Не надо, однако, думать, что дело совсем уж безнадежно. Господь дает нам средства к познанию объективной истины, хотя в сфере добра и зла средства эти куда более горькие, нежели в точных и естественных науках. Так, например, совсем недавно по историческому счету, в конце XIX столетия, среди образованных, культурных людей были популярны мнения о «полноценных» и «неполноценных» народах и расах. Мало кого при этом беспокоило, что они противоречат христианским нравственным нормам. Наступил век двадцатый и принес с собой такую лавину зла, – вполне объективного, – что философам-моралистам срочно пришлось пересматривать свои теории. То же самое может быть сказано и про множество других нравственных вопросов.

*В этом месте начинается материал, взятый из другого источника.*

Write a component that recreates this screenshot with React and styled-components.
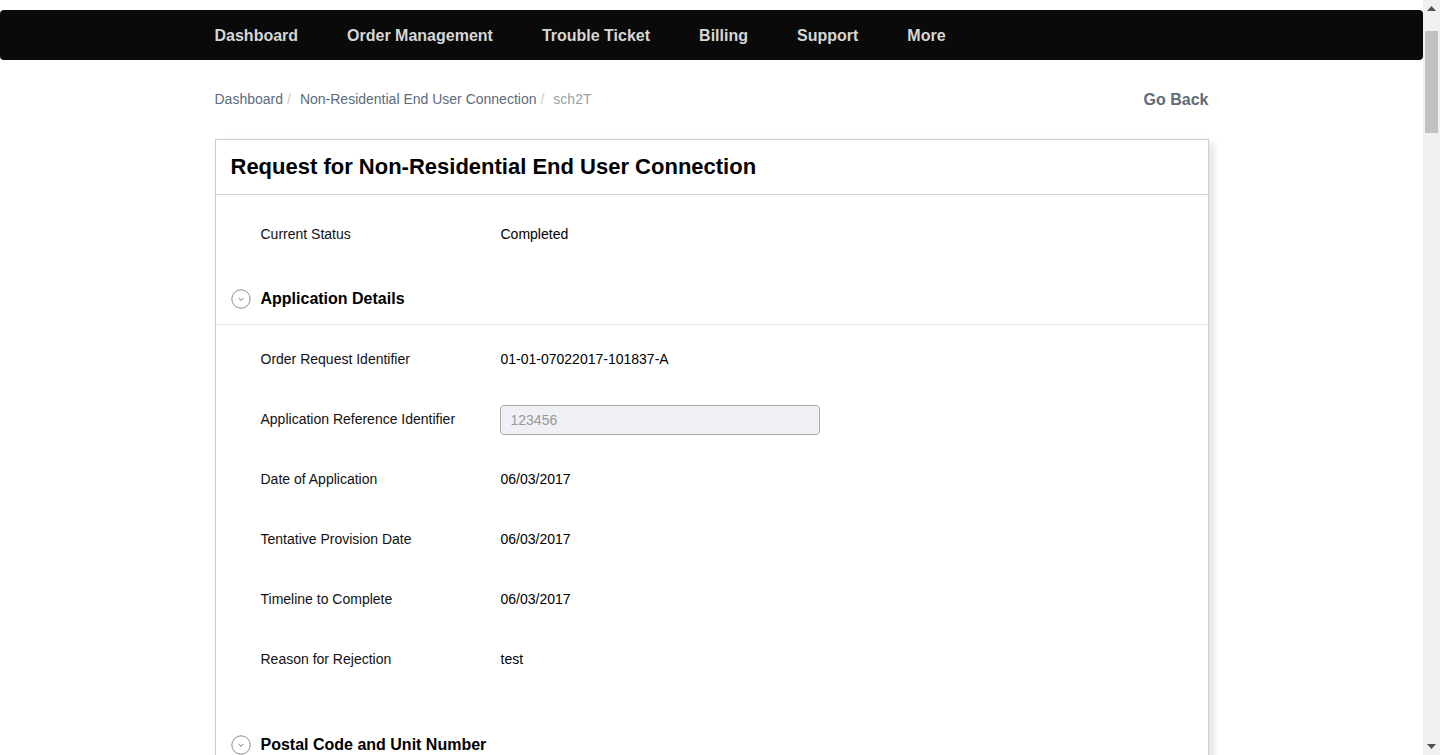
import React from "react";
import styled, { createGlobalStyle } from "styled-components";

const Global = createGlobalStyle`
  html, body { margin: 0; padding: 0; background: #fff; height: 100%; overflow: hidden; }
  body { font-family: "Liberation Sans", Arial, sans-serif; color: #000; }
  * { box-sizing: border-box; }
`;

const Shell = styled.div`
  display: flex;
  height: 100vh;
`;

const Main = styled.div`
  flex: 1;
  min-width: 0;
  overflow-y: auto;
  scrollbar-width: none;
  padding-top: 10px;
  &::-webkit-scrollbar { display: none; }
`;

const ScrollRail = styled.div`
  width: 17px;
  flex: none;
  background: #f1f1f1;
  display: flex;
  flex-direction: column;
`;

const ScrollButton = styled.div`
  height: 17px;
  flex: none;
  display: flex;
  align-items: center;
  justify-content: center;
`;

const ScrollTrack = styled.div`
  flex: 1;
  padding: 14px 2px 0;
`;

const ScrollThumb = styled.div`
  height: 102px;
  background: #c1c1c1;
`;

const NavBar = styled.nav`
  height: 50px;
  background: #0a0a0a;
  border-radius: 4px;
  display: flex;
  align-items: center;
`;

const Container = styled.div`
  width: 994px;
  margin: 0 auto;
`;

const NavList = styled(Container)`
  display: flex;
  align-items: center;
  gap: 49px;
  padding-top: 2px;
`;

const NavItem = styled.a`
  color: #d6d6d6;
  font-weight: bold;
  font-size: 16px;
  text-decoration: none;
  white-space: nowrap;
`;

const CrumbRow = styled(Container)`
  display: flex;
  justify-content: space-between;
  align-items: center;
  height: 40px;
  margin-top: 20px;
  margin-bottom: 19px;
`;

const Crumbs = styled.div`
  display: flex;
  align-items: center;
  font-size: 14px;
  margin-top: -2px;
`;

const Crumb = styled.span`
  color: ${(p) => (p.$active ? "#9aa0a6" : "#5b6b7b")};
`;

const Sep = styled.span`
  color: #c8c8c8;
  padding: 0 9px 0 4px;
`;

const GoBack = styled.a`
  color: #5f6b76;
  font-weight: bold;
  font-size: 16px;
`;

const Card = styled(Container)`
  border: 1px solid #cfcfcf;
  box-shadow: 4px 3px 8px rgba(0, 0, 0, 0.12);
  margin-bottom: 40px;
`;

const CardHeader = styled.div`
  height: 55px;
  border-bottom: 1px solid #cfcfcf;
  display: flex;
  align-items: center;
  padding-left: 15px;
`;

const Title = styled.h1`
  margin: 0;
  font-size: 22px;
  font-weight: bold;
  color: #000;
`;

const CardBody = styled.div`
  padding-top: 9px;
`;

const Row = styled.div`
  height: 60px;
  display: flex;
  align-items: center;
  padding-left: 45px;
  font-size: 14px;
`;

const Label = styled.div`
  width: 240px;
  color: #111;
`;

const Value = styled.div`
  color: #000;
`;

const Input = styled.input`
  width: 320px;
  height: 30px;
  border: 1px solid #a9a9a9;
  border-radius: 4px;
  background: #eef0f5;
  color: #999;
  font-family: "Liberation Sans", Arial, sans-serif;
  font-size: 14px;
  padding: 0 10px;
  margin-left: -1px;
  margin-top: 2px;
  outline: none;
`;

const SectionHeader = styled.div`
  height: 53px;
  margin-top: 8px;
  border-bottom: 1px solid #ececec;
  display: flex;
  align-items: center;
  padding-left: 15px;
  padding-top: 1px;
  gap: 10px;
`;

const SectionTitle = styled.h2`
  margin: 0;
  font-size: 16px;
  font-weight: bold;
  color: #000;
`;

const Rows = styled.div`
  padding-top: 4px;
  padding-bottom: 21px;
`;

const ToggleIcon = () => (
  <svg width="20" height="20" viewBox="0 0 20 20">
    <circle cx="10" cy="10" r="9.2" fill="none" stroke="#8a8a8a" strokeWidth="1" />
    <path d="M7.6 9 L10 11.4 L12.4 9" fill="none" stroke="#777" strokeWidth="1" />
  </svg>
);

const Arrow = ({ down }) => (
  <svg width="9" height="5" viewBox="0 0 9 5">
    <path d={down ? "M0 0 L9 0 L4.5 5 Z" : "M0 5 L9 5 L4.5 0 Z"} fill="#505050" />
  </svg>
);

const navItems = ["Dashboard", "Order Management", "Trouble Ticket", "Billing", "Support", "More"];

const sections = [
  {
    title: "Application Details",
    rows: [
      ["Order Request Identifier", "01-01-07022017-101837-A"],
      ["Application Reference Identifier", { input: "123456" }],
      ["Date of Application", "06/03/2017"],
      ["Tentative Provision Date", "06/03/2017"],
      ["Timeline to Complete", "06/03/2017"],
      ["Reason for Rejection", "test"],
    ],
  },
  {
    title: "Postal Code and Unit Number",
    rows: [
      ["Postal Code", "123456"],
      ["Unit Number", "#01-01"],
      ["Building Name", "test"],
      ["Street Name", "test"],
      ["Block/House Number", "12"],
      ["Building Type", "Non-Residential"],
    ],
  },
  {
    title: "Service Details",
    rows: [
      ["Service Type", "Non-Residential End User Connection"],
      ["Number of Connections", "1"],
      ["Redundancy Required", "No"],
      ["Installation Type", "Standard"],
      ["Preferred Date", "06/03/2017"],
      ["Preferred Time Slot", "AM"],
      ["Remarks", "test"],
    ],
  },
  {
    title: "End User Details",
    rows: [
      ["Company Name", "test"],
      ["Contact Person", "test"],
      ["Contact Number", "12345678"],
      ["Email Address", "test@test.com"],
      ["Alternate Contact Person", "test"],
      ["Alternate Contact Number", "12345678"],
    ],
  },
  {
    title: "Requesting Licensee Details",
    rows: [
      ["Licensee Name", "test"],
      ["Contact Person", "test"],
      ["Contact Number", "12345678"],
      ["Email Address", "test@test.com"],
    ],
  },
];

export default function App() {
  return (
    <>
      <Global />
      <Shell>
        <Main>
          <NavBar>
            <NavList>
              {navItems.map((n) => (
                <NavItem key={n}>{n}</NavItem>
              ))}
            </NavList>
          </NavBar>
          <CrumbRow>
            <Crumbs>
              <Crumb>Dashboard</Crumb>
              <Sep>/</Sep>
              <Crumb>Non-Residential End User Connection</Crumb>
              <Sep>/</Sep>
              <Crumb $active>sch2T</Crumb>
            </Crumbs>
            <GoBack>Go Back</GoBack>
          </CrumbRow>
          <Card>
            <CardHeader>
              <Title>Request for Non-Residential End User Connection</Title>
            </CardHeader>
            <CardBody>
              <Row>
                <Label>Current Status</Label>
                <Value>Completed</Value>
              </Row>
              {sections.map((s) => (
                <div key={s.title}>
                  <SectionHeader>
                    <ToggleIcon />
                    <SectionTitle>{s.title}</SectionTitle>
                  </SectionHeader>
                  <Rows>
                    {s.rows.map(([l, v]) => (
                      <Row key={l}>
                        <Label>{l}</Label>
                        {typeof v === "object" ? (
                          <Input readOnly value={v.input} />
                        ) : (
                          <Value>{v}</Value>
                        )}
                      </Row>
                    ))}
                  </Rows>
                </div>
              ))}
            </CardBody>
          </Card>
        </Main>
        <ScrollRail>
          <ScrollButton>
            <Arrow />
          </ScrollButton>
          <ScrollTrack>
            <ScrollThumb />
          </ScrollTrack>
          <ScrollButton>
            <Arrow down />
          </ScrollButton>
        </ScrollRail>
      </Shell>
    </>
  );
}
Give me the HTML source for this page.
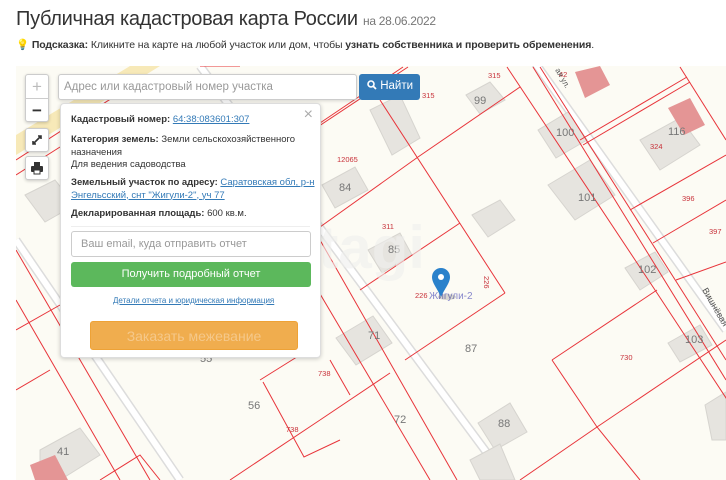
<!DOCTYPE html>
<html><head><meta charset="utf-8"><style>
*{box-sizing:border-box;margin:0;padding:0}
body{width:726px;height:480px;overflow:hidden;background:#fff;font-family:"Liberation Sans",sans-serif;color:#333;position:relative}
h1{position:absolute;left:16px;top:8px;font-size:20px;font-weight:normal;color:#333;letter-spacing:-0.3px;white-space:nowrap}
h1 small{font-size:12px;color:#777}
.hint{position:absolute;left:16px;top:38px;font-size:10.5px;white-space:nowrap;letter-spacing:-0.1px}
#map{position:absolute;left:16px;top:66px;width:710px;height:414px;background:#fcfbf4;overflow:hidden}
.ctl{position:absolute;left:25px;width:24px;background:#fff;border:1px solid #ccc;border-radius:3px;box-shadow:0 1px 3px rgba(0,0,0,.2);text-align:center;color:#333}
.inp{position:absolute;left:58px;top:74px;width:299px;height:26px;border:1px solid #ccc;border-radius:3px;background:#fff;font-size:11.5px;color:#999;padding:6px 5px;box-shadow:0 1px 3px rgba(0,0,0,.15)}
.btn{position:absolute;left:359px;top:74px;width:61px;height:26px;background:#337ab7;border-radius:3px;color:#fff;font-size:11.5px;padding:6px 0 0 8px}
.pop{position:absolute;left:60px;top:103px;width:261px;height:255px;background:#fff;border:1px solid #ddd;border-radius:4px;box-shadow:0 1px 4px rgba(0,0,0,.2);font-size:9.5px;color:#333;padding:0 10px}
.pop p{position:absolute;left:10px;line-height:12.5px;white-space:nowrap}
.pop a{color:#337ab7;text-decoration:underline}
b{font-weight:bold}
</style></head><body>
<h1>Публичная кадастровая карта России <small>на 28.06.2022</small></h1>
<div class="hint"><span style="color:#f0c030">💡</span> <b>Подсказка:</b> Кликните на карте на любой участок или дом, чтобы <b>узнать собственника и проверить обременения</b>.</div>
<div id="map">
<svg width="710" height="414" viewBox="16 66 710 414" xmlns="http://www.w3.org/2000/svg" style="position:absolute;left:0;top:0">
<path d="M16 135 L130 66 L160 66 L16 155Z" fill="#f7e9b8"/>
<g stroke="#dcdcdc" stroke-width="9" fill="none"><path d="M200 66 L507 480"/><path d="M533 60 L726 330"/><path d="M16 240 L180 480"/></g>
<g stroke="#fff" stroke-width="6" fill="none"><path d="M200 66 L507 480"/><path d="M533 60 L726 330"/><path d="M16 240 L180 480"/></g>
<g fill="#e6e4df" stroke="#d6d4cf" stroke-width="1">
<polygon points="466,95 490,82 505,100 480,114"/>
<polygon points="538,130 568,112 587,140 556,158"/>
<polygon points="548,185 590,160 615,195 575,220"/>
<polygon points="640,140 680,118 700,145 660,170"/>
<polygon points="625,268 655,252 668,272 640,290"/>
<polygon points="668,343 700,325 712,345 680,362"/>
<polygon points="322,185 355,167 368,190 335,208"/>
<polygon points="368,250 400,233 412,255 382,273"/>
<polygon points="472,215 500,200 515,220 488,237"/>
<polygon points="336,338 373,316 392,343 356,365"/>
<polygon points="478,423 510,403 527,432 495,450"/>
<polygon points="705,405 726,392 726,440 712,440"/>
<polygon points="40,450 80,428 100,455 60,480 40,480"/>
<polygon points="25,195 55,180 75,205 45,222"/>
<polygon points="370,110 400,95 420,138 392,155"/>
<polygon points="470,460 500,444 515,480 480,480"/>
</g>
<g fill="#e49595"><polygon points="575,72 600,66 610,85 585,98"/><polygon points="668,108 690,98 705,125 684,135"/><polygon points="30,465 55,455 68,480 35,480"/><polygon points="80,84 100,74 110,92 92,100"/></g>
<g stroke="#e8343a" stroke-width="1" fill="none">
<path d="M320 123 L403 67"/><path d="M316 128 L408 67"/>
<path d="M418 157 L520 87"/><path d="M320 227 L418 157"/>
<path d="M360 290 L460 223"/><path d="M405 360 L505 293"/>
<path d="M320 420 L390 373"/><path d="M552 360 L657 290"/>
<path d="M597 427 L726 340"/><path d="M520 480 L597 427"/>
<path d="M580 140 L687 77"/><path d="M583 145 L690 82"/>
<path d="M630 210 L726 155"/><path d="M653 243 L726 200"/><path d="M676 280 L726 262"/>
<path d="M380 100 L505 293"/><path d="M507 67 L655 290 L780 480"/>
<path d="M533 67 L726 380"/><path d="M540 67 L726 360"/>
<path d="M320 240 L457 480"/><path d="M300 260 L430 480"/>
<path d="M552 360 L597 427 L640 480"/><path d="M680 67 L726 140"/>
<path d="M16 160 L140 80"/><path d="M16 175 L60 147"/>
<path d="M16 250 L150 480"/><path d="M16 300 L120 480"/>
<path d="M16 330 L60 305"/><path d="M16 390 L50 370"/>
<path d="M100 480 L140 455 L160 480"/>
<path d="M230 480 L320 420"/><path d="M260 380 L300 355"/>
<path d="M263 382 L304 457 L340 440"/>
<path d="M200 66 L240 66"/><path d="M330 360 L350 395"/>
</g>
<g font-family="Liberation Sans" font-size="7.5" fill="#c8323a">
<text x="488" y="78">315</text><text x="422" y="98">315</text><text x="337" y="162">12065</text><text x="382" y="229">311</text><text x="415" y="298">226</text><text x="620" y="360">730</text><text x="650" y="149">324</text><text x="682" y="201">396</text><text x="709" y="234">397</text><text x="318" y="376">738</text><text x="286" y="432">738</text><text x="559" y="77">42</text><text x="477" y="283" transform="rotate(90 484 283)">226</text>
</g>
<g font-family="Liberation Sans" font-size="11" fill="#777">
<text x="474" y="104">99</text><text x="556" y="136">100</text><text x="578" y="201">101</text><text x="668" y="135">116</text><text x="638" y="273">102</text><text x="685" y="343">103</text><text x="339" y="191">84</text><text x="388" y="253">85</text><text x="368" y="339">71</text><text x="465" y="352">87</text><text x="394" y="423">72</text><text x="498" y="427">88</text><text x="248" y="409">56</text><text x="57" y="455">41</text><text x="200" y="362">55</text>
</g>
<text x="429" y="299" font-family="Liberation Sans" font-size="10" fill="#8888cc">Жигули-2</text>
<text x="702" y="290" font-family="Liberation Sans" font-size="9" fill="#555" transform="rotate(60 702 290)">Вишнёвая</text>
<text x="555" y="70" font-family="Liberation Sans" font-size="8" fill="#555" transform="rotate(60 555 70)">ая ул.</text>
<text x="285" y="268" font-family="Liberation Sans" font-size="60" font-weight="bold" fill="#f0f0ee" opacity=".6">etagi</text>
<ellipse cx="447" cy="297" rx="9" ry="3" fill="rgba(0,0,0,.15)"/>
<path d="M441 297 C437 288 432 283 432 277 A9 9 0 0 1 450 277 C450 283 445 288 441 297Z" fill="#2a81cb"/>
<circle cx="441" cy="277" r="3" fill="#fff"/>
</svg>
</div>
<div class="ctl" style="top:74px;height:48px;font-size:17px;line-height:23px"><div style="color:#bbb;border-bottom:1px solid #ccc;height:24px">+</div><div style="font-weight:bold">−</div></div>
<div class="ctl" style="top:128px;height:24px"><svg width="22" height="22" viewBox="0 0 22 22"><path d="M7 15 L15 7 M12 7 H15 V10 M10 15 H7 V12" stroke="#333" stroke-width="1.6" fill="none"/></svg></div>
<div class="ctl" style="top:156px;height:24px"><svg width="22" height="22" viewBox="0 0 22 22"><rect x="8" y="5" width="6" height="4" fill="#333"/><rect x="5" y="9" width="12" height="6" rx="1" fill="#333"/><rect x="8" y="13" width="6" height="4" fill="#fff" stroke="#333"/></svg></div>
<div class="inp">Адрес или кадастровый номер участка</div>
<div class="btn"><svg width="10" height="10" viewBox="0 0 10 10" style="vertical-align:-1px"><circle cx="4" cy="4" r="3" stroke="#fff" stroke-width="1.6" fill="none"/><path d="M6 6 L9 9" stroke="#fff" stroke-width="1.8"/></svg> Найти</div>
<div class="pop">
<div style="position:absolute;right:7px;top:2px;font-size:16px;color:#aaa">×</div>
<p style="top:10px"><b>Кадастровый номер:</b> <a>64:38:083601:307</a></p>
<p style="top:30px"><b>Категория земель:</b> Земли сельскохозяйственного<br>назначения<br>Для ведения садоводства</p>
<p style="top:73px"><b>Земельный участок по адресу:</b> <a>Саратовская обл, р-н<br>Энгельсский, снт "Жигули-2", уч 77</a></p>
<p style="top:104px"><b>Декларированная площадь:</b> 600 кв.м.</p>
<div style="position:absolute;left:10px;right:10px;top:122px;border-top:1px solid #eee"></div>
<div style="position:absolute;left:10px;top:127px;width:240px;height:26px;border:1px solid #ccc;border-radius:3px;font-size:11px;color:#999;padding:6px 9px">Ваш email, куда отправить отчет</div>
<div style="position:absolute;left:10px;top:158px;width:240px;height:25px;background:#5cb85c;border-radius:3px;color:#fff;font-size:11px;text-align:center;line-height:25px">Получить подробный отчет</div>
<p style="top:191px;left:52px;font-size:8px"><a>Детали отчета и юридическая информация</a></p>
<div style="position:absolute;left:29px;top:217px;width:208px;height:29px;background:#f0ad4e;border:1px solid #eea236;border-radius:3px;color:#f5c88a;font-size:14px;text-align:center;line-height:28px">Заказать межевание</div>
</div>
</body></html>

– Работа для меня является настоящим испытанием. Все разговоры сослуживцев – о любовных похождениях. К тому же они не могут общаться без мата. Не знаю, как правильно себя вести. С одной стороны, хочется показать, что я не поддерживаю их интересы, а с другой стороны, не хочется выглядеть заносчивым, тем более сам я далеко не идеален.
– Ваш короткий вопрос уже содержит в себе заготовки ответа. Да, вся наша жизнь – это испытание, но не такое испытание, как проволоки на разрыв (тянуть, пока не лопнет), а такое, как у спортсмена или солдата: чтобы выяснить недостатки, слабые стороны и устранить их. У большинства из нас есть недостатки: либо нехватка терпения и доброжелательности, либо податливость дурным влияниям. А иной раз и оба сразу.
Судя по вашему описанию, работа предоставляет вам идеальные условия для избавления от этих недостатков: что может быть лучше? Но, конечно, и в испытании должна быть мера. Поэтому есть смысл поглядывать по сторонам в поисках новой работы. Помните: трудоустройство – это свободное обоюдно-приемлемое соглашение между работодателем и работником. А у нас его подчас воспринимают как крепостную зависимость.